Swapo is in search for a candidate to field in the 2014 presidential elections and Iivula-Ithana is the sole woman in the pool of potential candidates filled with the party’s bigwigs.
This has come back to haunt her, she said, although there currently is no solid indication that she would contest for the country’s presidency.
For her to stand as candidate, she has to be nominated by the party’s central committee and this has not happened.
Her “adversaries”, as she labeled those feeling threatened by her potential candidacy, are accusing her of campaigning vigorously, a claim she vehemently denied.
“My deep personal feeling is that this campaign that is raging in the public is meant primarily to eliminate certain individuals. I see it in that light,” she said.
“I keep saying I’ve not been approached and, knowing the Swapo culture, I cannot just start on my own to start campaigning. What do I campaign for?” she asked.
Political pundits say the fact that Iivula-Ithana is a woman can turn things in her favour at the congress next year.

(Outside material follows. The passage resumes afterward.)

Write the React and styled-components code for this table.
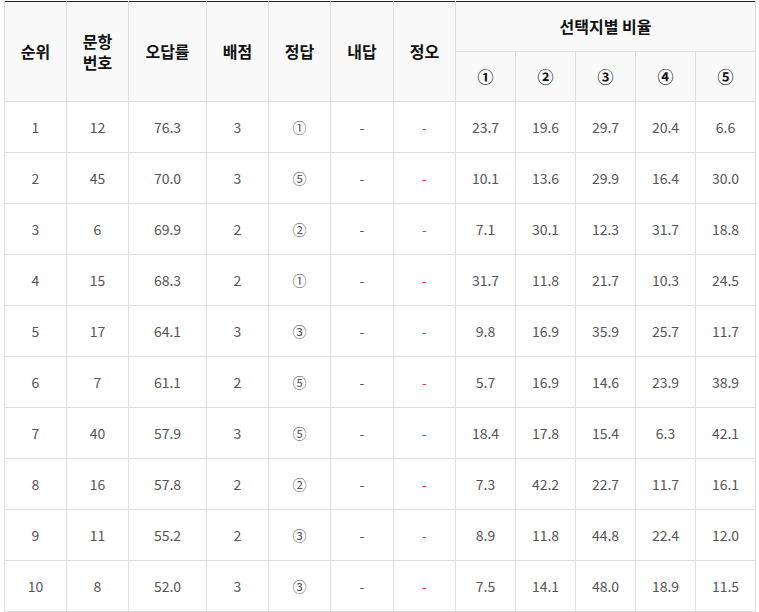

Since taking over as Swapo SG, Iivula-Ithana has been heavily linked with the possibility of contesting for the country’s presidency. Some think she has become very strong that her opponents at the congress, if she eventually contests, will square up against her in hope than expectation.
She now believes that a well-calculated campaign is on against her, waged by men in the party.
That section of men, she said, are using all tactics in the book to discredit her, even calling her “too radical” to be president.
“People are saying I am too radical and therefore I cannot become president,” she said.
“There are talks in the public for a woman president. And in the minds of my adversaries, the only person who is prominent enough to be thought of as a potential candidate is me,” she said.
“That’s why they want to destroy me in good time so that when the actual time comes, they’ve done away with me.”
Iivula-Ithana, if she decides to stand for the presidency, would be up against fellow seasoned leaders in the party, all of whom are likely to be men.